Deakin health researcher Associate Professor Andre Renzaho has been examining how migrant families settle into Australian culture. He has found that reconciling the parenting style of their home country with what is accepted practice in Australia is a challenge for many parents, and often leads to family conflict.
“My research has highlighted the issues that arise when two differing parenting styles collide,” Associate Professor Renzaho said.
“Australian culture reflects values and practices that seem inconsistent with traditional parenting from the migrant parents’ country of origin.
“We cannot expect African migrant parents to simply dismiss their cultural norms as soon as they arrive in Australia. We need to provide them with information and tools to make it easier for them to understand and adapt to the Australian way of life in a way that is also sensitive to their own cultures.”
Associate Professor Renzaho explained that African migrant families come from a culture based on an authoritarian parenting style that centres on the collective family, respect for elders, corporal punishment and interdependence.
“This is a stark contrast with the Australian parenting style that promotes the individual, freedom, self-determination and independence,” he said.
“The role of the Australian legal system in determining what parents can and cannot do is also foreign to migrant parents who are used to having the final say on how they parent.
“We found that many parents do not trust the legal system and see it as undermining their roles and the overall functioning of the family.
“Children pick up the Australian cultural norms and understand the legal system quicker than their parents and are known to disarm authoritarian parenting practices by the threat of state laws that would lead to family separation.
“The unfamiliar power of state intervention to separate a family for disciplinarian practices is an omnipresent threat, which appears to have far reaching effects on the family functioning, including gender roles of the parents as well as health and wellbeing of these migrant communities in Australia.”

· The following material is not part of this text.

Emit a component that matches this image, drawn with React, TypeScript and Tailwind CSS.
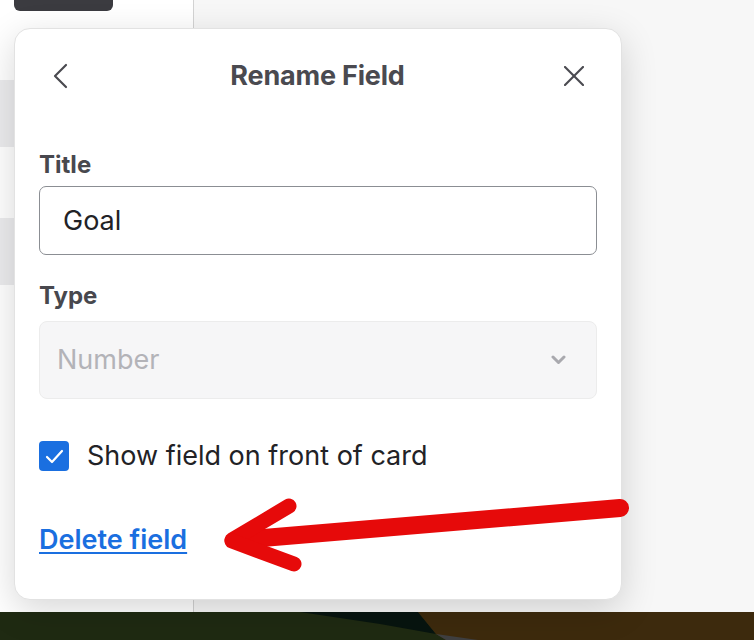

A specially designed parenting program piloted in Melbourne has shown promise in improving the relationships between parents and children.
The program involved 39 African migrant and refugee families in Melbourne. It consisted of skills development and education sessions designed to help parents raise their children confidently and understand their children’s needs in the new cultural, social and educational environment in Australia.
“In evaluating the program we found improvements in parental expectations, parental empathy towards their children’s needs, awareness and acknowledgement of alternatives to corporal punishment and parent-child family roles,” Associate Professor Renzaho said.
“However, there was no change in children’s independence, suggesting that the parenting program did not impact on attitudes towards allowing their children to have power in the family or operate independently.
“Interdependence between family members sits at the core of traditional values for African families and, as we found with this program, will not be transformed quickly. Unless addressed, this clash of cultures will continue to cause conflict between parents and children.
“Future programs will need to explore ways of encouraging parents to allow their children more independence in a way that does not reject their traditional and cultural identity and incorporate training in Australian family laws and how they relate to parenting.”